DATA:

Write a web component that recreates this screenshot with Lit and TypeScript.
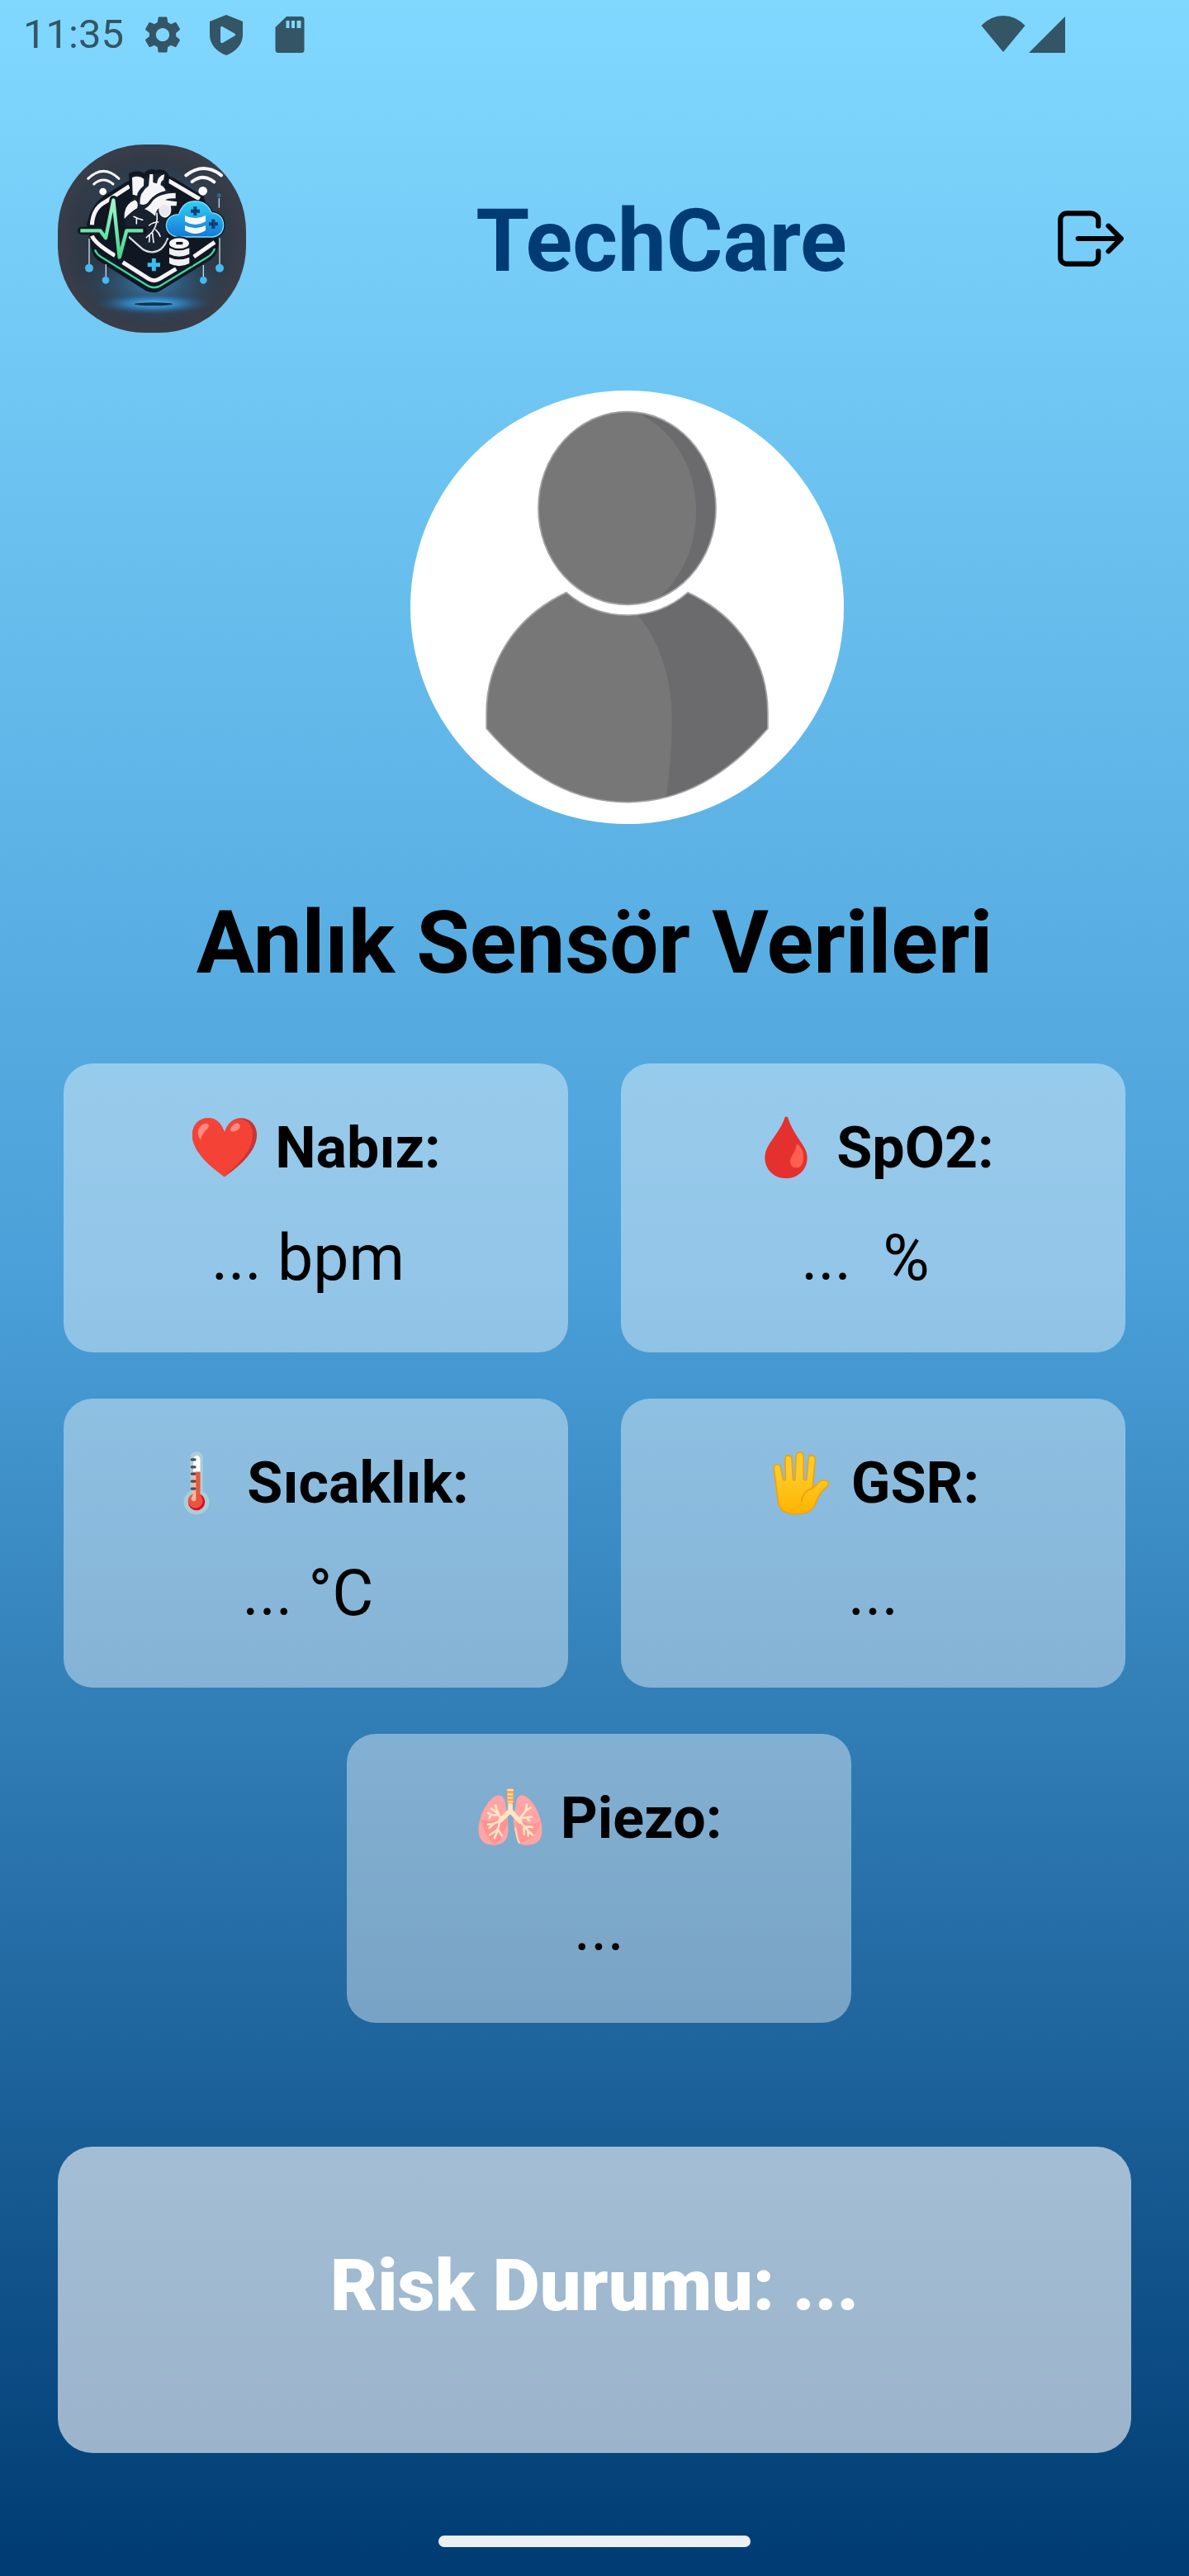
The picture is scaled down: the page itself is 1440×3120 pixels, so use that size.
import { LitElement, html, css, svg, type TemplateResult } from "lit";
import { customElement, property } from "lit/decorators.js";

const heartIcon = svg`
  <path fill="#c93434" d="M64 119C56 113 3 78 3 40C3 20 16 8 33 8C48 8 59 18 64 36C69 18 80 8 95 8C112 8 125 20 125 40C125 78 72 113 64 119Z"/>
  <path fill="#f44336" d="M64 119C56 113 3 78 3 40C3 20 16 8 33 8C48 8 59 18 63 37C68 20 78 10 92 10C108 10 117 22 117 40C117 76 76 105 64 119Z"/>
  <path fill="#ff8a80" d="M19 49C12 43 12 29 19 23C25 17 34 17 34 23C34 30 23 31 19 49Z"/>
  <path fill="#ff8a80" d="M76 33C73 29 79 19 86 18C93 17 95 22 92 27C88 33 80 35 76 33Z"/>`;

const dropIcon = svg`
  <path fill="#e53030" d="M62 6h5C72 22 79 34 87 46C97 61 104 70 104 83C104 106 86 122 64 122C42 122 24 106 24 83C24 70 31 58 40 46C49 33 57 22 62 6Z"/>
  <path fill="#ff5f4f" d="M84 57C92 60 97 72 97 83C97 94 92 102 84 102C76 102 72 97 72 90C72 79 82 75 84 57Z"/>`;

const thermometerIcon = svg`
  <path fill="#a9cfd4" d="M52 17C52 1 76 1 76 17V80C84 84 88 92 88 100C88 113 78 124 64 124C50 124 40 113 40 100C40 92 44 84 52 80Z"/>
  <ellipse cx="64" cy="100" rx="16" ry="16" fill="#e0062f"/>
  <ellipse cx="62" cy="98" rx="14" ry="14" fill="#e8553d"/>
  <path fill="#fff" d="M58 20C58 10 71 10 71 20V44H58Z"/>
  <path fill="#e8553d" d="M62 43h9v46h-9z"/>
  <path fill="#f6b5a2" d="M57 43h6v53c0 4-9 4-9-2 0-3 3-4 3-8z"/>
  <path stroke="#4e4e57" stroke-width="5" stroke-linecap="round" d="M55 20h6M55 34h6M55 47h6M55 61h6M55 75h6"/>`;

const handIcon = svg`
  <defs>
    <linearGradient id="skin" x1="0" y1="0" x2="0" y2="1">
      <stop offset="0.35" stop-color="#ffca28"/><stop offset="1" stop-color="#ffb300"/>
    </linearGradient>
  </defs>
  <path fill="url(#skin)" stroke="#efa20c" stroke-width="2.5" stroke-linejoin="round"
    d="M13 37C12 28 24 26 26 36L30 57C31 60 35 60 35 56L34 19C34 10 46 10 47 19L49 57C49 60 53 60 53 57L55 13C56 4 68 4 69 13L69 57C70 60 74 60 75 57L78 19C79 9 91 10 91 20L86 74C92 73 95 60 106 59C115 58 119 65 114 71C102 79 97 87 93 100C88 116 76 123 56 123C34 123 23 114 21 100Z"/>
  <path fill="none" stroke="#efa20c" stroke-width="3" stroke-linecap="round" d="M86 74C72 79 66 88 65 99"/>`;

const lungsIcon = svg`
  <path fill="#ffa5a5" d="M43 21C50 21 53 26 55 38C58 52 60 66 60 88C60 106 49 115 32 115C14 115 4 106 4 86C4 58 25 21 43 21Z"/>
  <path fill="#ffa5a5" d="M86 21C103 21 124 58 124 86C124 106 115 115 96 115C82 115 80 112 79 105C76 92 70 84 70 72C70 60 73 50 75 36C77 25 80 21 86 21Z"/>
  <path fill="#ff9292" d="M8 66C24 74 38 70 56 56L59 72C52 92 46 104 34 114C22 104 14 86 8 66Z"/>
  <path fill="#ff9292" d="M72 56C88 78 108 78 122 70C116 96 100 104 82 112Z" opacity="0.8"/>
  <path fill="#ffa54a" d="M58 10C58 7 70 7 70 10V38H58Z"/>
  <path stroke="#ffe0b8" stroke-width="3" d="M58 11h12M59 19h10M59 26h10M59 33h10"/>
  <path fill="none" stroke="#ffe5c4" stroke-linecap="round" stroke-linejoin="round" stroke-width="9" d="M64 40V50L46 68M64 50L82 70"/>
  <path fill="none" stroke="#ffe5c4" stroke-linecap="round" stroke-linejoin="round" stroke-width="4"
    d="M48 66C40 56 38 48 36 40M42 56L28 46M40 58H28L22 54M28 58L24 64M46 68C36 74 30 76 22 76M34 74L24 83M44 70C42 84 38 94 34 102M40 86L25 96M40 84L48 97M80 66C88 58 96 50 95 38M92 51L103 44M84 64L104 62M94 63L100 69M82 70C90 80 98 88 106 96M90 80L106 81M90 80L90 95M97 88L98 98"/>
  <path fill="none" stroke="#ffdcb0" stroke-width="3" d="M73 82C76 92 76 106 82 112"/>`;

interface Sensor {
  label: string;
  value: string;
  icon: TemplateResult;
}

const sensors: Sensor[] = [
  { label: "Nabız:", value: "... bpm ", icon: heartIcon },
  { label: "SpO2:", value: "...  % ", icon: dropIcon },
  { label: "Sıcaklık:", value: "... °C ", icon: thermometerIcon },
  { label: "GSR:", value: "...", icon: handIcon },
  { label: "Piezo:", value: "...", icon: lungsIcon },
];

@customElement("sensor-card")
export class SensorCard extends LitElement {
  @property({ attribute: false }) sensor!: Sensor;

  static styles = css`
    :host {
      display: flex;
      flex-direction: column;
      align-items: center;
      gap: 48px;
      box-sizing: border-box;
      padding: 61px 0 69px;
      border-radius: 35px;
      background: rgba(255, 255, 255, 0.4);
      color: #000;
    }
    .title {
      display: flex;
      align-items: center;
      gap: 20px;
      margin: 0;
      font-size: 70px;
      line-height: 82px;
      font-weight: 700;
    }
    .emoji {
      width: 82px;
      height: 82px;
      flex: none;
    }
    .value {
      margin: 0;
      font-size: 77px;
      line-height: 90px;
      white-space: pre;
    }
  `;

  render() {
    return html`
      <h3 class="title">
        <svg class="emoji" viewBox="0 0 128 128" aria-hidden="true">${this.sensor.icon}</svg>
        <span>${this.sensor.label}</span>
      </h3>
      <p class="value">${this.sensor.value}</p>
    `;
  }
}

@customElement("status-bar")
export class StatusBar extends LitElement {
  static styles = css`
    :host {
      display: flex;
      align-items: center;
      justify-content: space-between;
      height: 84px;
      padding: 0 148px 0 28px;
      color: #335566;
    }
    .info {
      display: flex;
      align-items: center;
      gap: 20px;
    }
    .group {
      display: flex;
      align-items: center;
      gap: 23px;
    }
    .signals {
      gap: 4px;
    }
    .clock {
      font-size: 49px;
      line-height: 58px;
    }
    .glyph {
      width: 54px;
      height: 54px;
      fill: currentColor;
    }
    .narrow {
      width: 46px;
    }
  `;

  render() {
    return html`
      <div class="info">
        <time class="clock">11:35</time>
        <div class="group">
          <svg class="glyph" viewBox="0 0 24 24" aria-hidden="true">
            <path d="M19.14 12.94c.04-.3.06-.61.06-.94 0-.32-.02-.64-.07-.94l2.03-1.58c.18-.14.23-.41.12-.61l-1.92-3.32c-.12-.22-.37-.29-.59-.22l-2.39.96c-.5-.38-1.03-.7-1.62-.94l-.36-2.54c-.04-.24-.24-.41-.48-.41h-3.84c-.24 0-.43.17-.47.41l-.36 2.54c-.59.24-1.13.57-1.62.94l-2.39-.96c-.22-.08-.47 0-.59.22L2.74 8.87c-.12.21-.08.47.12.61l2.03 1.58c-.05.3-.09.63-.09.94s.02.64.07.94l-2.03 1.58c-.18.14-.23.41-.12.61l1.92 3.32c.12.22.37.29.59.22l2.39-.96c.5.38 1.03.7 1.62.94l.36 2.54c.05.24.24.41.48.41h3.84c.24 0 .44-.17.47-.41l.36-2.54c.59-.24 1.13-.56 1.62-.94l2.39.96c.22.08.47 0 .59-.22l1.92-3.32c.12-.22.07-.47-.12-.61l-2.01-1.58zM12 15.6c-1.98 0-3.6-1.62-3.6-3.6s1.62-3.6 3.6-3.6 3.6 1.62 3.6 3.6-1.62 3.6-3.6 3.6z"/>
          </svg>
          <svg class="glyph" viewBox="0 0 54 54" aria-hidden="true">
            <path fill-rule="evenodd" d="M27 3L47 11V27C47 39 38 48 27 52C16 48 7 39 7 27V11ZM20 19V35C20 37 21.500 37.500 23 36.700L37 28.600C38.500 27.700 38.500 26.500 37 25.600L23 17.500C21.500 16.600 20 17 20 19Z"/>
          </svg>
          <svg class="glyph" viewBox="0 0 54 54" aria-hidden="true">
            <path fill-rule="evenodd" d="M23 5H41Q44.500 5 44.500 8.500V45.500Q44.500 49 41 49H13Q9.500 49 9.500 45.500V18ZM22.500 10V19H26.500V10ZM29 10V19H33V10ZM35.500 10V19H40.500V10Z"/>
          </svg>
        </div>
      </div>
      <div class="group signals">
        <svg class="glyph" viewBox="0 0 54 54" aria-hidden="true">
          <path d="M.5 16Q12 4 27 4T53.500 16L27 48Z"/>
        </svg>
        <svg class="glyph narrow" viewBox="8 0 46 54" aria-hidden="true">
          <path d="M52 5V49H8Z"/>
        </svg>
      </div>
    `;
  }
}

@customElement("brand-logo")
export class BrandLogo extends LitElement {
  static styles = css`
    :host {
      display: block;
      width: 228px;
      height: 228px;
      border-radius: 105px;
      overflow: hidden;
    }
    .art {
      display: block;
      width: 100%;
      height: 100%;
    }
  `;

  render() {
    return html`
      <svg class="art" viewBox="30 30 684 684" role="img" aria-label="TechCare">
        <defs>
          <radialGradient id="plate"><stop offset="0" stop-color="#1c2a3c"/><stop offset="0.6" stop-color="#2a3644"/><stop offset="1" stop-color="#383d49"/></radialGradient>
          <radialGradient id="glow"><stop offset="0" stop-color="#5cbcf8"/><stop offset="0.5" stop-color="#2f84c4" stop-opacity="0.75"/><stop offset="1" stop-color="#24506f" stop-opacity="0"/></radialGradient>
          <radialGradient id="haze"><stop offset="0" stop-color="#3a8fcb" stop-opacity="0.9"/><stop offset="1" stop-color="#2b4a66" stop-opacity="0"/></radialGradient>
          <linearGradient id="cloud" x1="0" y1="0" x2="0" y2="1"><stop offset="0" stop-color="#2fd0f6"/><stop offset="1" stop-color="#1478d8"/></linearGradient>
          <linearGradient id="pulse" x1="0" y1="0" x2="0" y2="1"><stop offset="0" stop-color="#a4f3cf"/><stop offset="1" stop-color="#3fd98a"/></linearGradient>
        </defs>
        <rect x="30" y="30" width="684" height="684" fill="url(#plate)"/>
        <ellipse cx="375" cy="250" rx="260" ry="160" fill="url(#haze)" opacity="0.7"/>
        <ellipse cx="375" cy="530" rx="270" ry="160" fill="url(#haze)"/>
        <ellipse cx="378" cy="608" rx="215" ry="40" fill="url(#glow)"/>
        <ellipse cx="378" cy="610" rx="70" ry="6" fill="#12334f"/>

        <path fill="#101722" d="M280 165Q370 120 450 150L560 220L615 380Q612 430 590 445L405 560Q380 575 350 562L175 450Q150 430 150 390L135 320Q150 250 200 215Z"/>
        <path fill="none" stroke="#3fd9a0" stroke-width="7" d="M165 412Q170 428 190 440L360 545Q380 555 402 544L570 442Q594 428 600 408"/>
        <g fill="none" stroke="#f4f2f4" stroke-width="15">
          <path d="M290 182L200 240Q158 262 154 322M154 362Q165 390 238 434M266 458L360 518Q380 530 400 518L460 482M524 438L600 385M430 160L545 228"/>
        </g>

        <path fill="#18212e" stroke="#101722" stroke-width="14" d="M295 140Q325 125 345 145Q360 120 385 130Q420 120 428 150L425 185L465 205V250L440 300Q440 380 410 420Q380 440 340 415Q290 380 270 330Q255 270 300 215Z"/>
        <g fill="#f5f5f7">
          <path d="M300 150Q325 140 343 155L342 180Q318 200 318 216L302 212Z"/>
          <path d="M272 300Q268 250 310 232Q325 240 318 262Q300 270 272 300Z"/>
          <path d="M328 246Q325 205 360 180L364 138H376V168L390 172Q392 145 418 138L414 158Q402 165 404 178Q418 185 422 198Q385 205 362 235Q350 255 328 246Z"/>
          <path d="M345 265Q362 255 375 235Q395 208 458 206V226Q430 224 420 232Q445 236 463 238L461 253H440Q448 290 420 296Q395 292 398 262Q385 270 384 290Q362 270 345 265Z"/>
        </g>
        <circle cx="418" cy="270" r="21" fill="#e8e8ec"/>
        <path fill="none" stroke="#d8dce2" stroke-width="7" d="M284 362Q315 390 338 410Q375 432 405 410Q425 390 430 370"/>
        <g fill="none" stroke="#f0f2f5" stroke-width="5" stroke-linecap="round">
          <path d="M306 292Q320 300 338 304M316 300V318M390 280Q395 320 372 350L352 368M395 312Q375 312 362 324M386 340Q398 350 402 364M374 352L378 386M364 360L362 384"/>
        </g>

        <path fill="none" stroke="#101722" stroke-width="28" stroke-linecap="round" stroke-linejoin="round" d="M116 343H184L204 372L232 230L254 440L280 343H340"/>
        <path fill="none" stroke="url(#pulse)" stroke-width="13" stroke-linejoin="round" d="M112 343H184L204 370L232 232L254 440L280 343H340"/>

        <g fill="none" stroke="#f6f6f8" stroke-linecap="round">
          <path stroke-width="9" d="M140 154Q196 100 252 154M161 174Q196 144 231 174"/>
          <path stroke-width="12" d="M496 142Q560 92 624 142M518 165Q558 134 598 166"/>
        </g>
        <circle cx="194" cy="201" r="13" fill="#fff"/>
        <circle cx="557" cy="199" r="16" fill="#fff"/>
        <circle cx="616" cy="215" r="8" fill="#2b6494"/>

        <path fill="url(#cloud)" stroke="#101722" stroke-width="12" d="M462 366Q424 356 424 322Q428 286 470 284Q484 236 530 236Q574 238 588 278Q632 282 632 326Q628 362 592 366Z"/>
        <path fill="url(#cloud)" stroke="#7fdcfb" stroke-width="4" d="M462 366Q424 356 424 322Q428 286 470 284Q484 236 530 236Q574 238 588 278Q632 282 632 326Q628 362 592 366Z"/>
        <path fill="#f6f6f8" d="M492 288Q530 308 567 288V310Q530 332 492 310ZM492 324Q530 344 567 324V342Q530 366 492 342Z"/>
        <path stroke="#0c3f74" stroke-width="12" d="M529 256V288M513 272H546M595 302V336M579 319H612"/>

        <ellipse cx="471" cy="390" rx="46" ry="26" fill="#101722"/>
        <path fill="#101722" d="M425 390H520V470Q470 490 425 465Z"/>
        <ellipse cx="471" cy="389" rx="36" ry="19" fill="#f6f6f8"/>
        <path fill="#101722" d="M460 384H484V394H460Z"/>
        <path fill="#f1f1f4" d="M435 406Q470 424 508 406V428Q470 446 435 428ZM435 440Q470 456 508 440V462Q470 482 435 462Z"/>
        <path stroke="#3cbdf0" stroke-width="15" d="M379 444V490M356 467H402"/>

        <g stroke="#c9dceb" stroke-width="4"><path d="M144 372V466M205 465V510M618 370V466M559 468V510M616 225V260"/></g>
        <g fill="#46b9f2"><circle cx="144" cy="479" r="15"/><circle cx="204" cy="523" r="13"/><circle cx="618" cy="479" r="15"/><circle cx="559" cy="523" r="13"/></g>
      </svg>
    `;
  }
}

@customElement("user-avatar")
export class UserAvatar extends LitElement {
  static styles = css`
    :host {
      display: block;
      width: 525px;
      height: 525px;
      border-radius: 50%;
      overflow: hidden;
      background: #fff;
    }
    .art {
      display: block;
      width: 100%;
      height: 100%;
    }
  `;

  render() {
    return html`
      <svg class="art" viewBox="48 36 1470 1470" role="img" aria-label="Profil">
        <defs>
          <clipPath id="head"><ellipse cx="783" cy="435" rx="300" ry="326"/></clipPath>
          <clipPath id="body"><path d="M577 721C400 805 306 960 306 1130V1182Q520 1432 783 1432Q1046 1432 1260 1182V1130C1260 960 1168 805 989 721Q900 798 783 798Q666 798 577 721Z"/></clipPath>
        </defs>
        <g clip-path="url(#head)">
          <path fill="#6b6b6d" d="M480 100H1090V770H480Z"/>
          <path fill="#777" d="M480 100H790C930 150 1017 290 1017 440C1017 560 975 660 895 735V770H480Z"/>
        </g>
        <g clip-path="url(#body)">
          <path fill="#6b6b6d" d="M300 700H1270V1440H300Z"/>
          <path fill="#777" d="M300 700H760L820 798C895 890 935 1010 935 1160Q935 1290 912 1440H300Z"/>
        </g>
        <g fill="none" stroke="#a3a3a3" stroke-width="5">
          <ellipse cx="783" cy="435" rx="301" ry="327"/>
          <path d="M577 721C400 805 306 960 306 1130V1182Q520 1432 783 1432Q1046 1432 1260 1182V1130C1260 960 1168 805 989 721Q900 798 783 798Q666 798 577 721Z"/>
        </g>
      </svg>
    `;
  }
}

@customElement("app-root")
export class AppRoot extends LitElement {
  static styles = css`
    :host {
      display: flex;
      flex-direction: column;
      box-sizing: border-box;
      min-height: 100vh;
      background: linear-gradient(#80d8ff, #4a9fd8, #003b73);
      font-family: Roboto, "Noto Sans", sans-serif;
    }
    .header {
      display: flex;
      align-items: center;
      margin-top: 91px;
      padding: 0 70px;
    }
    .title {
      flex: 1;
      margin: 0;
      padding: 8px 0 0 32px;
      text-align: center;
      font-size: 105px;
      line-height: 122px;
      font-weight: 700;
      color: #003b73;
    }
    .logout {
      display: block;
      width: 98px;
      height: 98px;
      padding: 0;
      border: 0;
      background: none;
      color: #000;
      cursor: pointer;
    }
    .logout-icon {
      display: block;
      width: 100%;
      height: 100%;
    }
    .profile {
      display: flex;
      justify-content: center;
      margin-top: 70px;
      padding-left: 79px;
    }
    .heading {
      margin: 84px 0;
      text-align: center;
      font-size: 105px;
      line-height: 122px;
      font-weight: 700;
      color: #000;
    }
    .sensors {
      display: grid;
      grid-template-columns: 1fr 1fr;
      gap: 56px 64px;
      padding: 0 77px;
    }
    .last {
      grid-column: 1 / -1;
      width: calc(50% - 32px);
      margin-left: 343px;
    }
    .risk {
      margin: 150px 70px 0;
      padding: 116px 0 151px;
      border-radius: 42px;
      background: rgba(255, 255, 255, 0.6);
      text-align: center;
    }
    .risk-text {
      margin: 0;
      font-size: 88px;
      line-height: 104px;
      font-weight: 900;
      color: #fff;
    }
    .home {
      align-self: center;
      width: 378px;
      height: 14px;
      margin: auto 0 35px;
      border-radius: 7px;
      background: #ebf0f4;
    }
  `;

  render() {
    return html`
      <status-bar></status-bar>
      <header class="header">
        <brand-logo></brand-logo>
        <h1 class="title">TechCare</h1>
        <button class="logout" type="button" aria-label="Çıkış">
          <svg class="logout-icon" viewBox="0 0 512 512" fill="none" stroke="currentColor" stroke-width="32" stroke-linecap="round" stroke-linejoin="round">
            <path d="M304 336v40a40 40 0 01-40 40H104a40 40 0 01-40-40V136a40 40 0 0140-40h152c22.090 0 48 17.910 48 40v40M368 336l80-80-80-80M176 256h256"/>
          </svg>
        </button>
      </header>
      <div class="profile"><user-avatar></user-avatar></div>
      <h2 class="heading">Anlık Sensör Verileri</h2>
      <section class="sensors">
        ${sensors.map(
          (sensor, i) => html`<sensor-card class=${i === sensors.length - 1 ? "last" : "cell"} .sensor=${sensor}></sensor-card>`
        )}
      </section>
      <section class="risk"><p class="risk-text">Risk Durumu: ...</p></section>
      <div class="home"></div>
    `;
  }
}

CHALLENGE: Everything from the line with "The picture is" through the line with "33C73 29 79" is to be output exactly; leave out all other lines.

OUTPUT BELOW:
The picture is scaled down: the page itself is 1440×3120 pixels, so use that size.
import { LitElement, html, css, svg, type TemplateResult } from "lit";
import { customElement, property } from "lit/decorators.js";

const heartIcon = svg`
  <path fill="#c93434" d="M64 119C56 113 3 78 3 40C3 20 16 8 33 8C48 8 59 18 64 36C69 18 80 8 95 8C112 8 125 20 125 40C125 78 72 113 64 119Z"/>
  <path fill="#f44336" d="M64 119C56 113 3 78 3 40C3 20 16 8 33 8C48 8 59 18 63 37C68 20 78 10 92 10C108 10 117 22 117 40C117 76 76 105 64 119Z"/>
  <path fill="#ff8a80" d="M19 49C12 43 12 29 19 23C25 17 34 17 34 23C34 30 23 31 19 49Z"/>
  <path fill="#ff8a80" d="M76 33C73 29 79 19 86 18C93 17 95 22 92 27C88 33 80 35 76 33Z"/>`;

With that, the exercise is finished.